TASK PROMPT | Where a line contains the word "components", copy that line.

+++ RECORDS TO USE

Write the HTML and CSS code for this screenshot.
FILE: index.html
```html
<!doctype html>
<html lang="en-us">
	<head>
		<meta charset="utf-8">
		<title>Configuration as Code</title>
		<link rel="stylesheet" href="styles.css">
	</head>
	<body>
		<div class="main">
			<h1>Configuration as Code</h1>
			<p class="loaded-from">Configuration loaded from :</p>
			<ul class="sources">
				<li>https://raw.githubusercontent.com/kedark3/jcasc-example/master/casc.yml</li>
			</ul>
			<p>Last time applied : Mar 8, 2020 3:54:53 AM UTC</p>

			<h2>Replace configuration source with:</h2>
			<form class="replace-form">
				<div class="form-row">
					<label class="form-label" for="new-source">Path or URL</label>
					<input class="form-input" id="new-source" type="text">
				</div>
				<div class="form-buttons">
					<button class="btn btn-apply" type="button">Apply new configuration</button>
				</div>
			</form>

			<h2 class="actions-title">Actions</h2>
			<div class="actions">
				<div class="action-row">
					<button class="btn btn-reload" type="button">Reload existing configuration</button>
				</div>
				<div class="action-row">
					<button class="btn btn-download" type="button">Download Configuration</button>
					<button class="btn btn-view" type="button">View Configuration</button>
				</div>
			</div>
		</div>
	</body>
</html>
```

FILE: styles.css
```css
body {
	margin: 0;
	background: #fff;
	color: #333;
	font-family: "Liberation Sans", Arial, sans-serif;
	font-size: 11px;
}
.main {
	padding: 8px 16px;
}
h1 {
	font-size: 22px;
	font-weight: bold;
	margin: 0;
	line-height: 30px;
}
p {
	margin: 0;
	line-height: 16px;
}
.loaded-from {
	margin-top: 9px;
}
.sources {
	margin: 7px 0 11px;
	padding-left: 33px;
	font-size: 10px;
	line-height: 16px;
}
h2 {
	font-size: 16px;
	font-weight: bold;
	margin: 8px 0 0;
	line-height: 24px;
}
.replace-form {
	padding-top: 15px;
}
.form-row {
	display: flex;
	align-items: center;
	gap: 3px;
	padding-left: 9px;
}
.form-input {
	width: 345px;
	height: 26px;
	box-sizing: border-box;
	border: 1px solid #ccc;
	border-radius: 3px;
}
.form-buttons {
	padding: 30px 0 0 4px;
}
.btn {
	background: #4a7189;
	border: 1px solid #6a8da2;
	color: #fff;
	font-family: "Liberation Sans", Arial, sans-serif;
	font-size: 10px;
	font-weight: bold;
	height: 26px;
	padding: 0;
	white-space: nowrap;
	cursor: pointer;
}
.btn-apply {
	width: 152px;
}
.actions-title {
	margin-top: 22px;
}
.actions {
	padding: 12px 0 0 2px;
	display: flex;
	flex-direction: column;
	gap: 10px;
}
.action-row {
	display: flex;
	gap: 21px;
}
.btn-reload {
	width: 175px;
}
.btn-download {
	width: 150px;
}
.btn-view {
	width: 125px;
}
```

++++++
+++ RECORDS TO USE

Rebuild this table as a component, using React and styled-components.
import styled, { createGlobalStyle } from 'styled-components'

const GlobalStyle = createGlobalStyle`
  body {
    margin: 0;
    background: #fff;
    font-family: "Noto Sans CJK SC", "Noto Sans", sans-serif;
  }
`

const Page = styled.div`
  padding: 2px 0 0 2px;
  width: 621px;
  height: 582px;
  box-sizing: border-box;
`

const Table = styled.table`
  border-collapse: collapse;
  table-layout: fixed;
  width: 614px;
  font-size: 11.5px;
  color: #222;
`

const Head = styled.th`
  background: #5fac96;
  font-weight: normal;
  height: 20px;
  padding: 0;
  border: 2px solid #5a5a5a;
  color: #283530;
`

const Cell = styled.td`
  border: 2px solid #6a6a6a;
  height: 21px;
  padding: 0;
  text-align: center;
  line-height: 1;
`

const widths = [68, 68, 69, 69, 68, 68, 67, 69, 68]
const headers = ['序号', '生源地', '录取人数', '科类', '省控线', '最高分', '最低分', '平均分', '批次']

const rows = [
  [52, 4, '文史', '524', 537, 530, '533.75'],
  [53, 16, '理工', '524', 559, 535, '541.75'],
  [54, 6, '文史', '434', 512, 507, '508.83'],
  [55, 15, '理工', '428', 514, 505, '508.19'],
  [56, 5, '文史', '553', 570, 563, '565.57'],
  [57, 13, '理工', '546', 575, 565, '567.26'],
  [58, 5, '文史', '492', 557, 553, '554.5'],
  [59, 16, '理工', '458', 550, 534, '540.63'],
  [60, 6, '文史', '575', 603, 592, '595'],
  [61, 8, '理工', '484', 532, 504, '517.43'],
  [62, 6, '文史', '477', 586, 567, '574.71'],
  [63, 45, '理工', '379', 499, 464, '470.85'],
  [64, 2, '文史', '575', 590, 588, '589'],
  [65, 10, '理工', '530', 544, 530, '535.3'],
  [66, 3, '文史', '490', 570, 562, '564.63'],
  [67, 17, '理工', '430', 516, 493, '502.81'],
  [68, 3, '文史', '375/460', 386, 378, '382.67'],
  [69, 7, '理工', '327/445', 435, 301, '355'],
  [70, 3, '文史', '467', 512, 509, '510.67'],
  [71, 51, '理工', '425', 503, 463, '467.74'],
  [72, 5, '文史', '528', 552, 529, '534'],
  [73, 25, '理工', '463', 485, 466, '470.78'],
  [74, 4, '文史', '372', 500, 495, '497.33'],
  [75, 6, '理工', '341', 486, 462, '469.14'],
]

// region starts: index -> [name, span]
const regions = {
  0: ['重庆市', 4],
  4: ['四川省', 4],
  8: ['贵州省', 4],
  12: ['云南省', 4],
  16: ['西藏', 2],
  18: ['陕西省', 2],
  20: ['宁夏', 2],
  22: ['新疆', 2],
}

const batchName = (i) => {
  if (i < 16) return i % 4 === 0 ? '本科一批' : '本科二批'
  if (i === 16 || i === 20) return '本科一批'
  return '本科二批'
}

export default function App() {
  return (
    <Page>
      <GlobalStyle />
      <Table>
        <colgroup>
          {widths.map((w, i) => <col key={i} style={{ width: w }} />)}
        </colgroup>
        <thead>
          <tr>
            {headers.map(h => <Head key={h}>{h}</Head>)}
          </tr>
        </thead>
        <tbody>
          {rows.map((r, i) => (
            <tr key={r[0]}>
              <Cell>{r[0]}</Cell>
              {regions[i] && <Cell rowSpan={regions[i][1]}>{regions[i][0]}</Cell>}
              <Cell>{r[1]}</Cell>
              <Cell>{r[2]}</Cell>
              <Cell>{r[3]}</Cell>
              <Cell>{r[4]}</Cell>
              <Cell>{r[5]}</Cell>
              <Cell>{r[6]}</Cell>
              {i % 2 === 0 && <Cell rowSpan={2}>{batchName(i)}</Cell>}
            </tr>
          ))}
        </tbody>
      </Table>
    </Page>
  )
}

++++++

EXERCISE OUTPUT |
Rebuild this table as a component, using React and styled-components.
import styled, { createGlobalStyle } from 'styled-components'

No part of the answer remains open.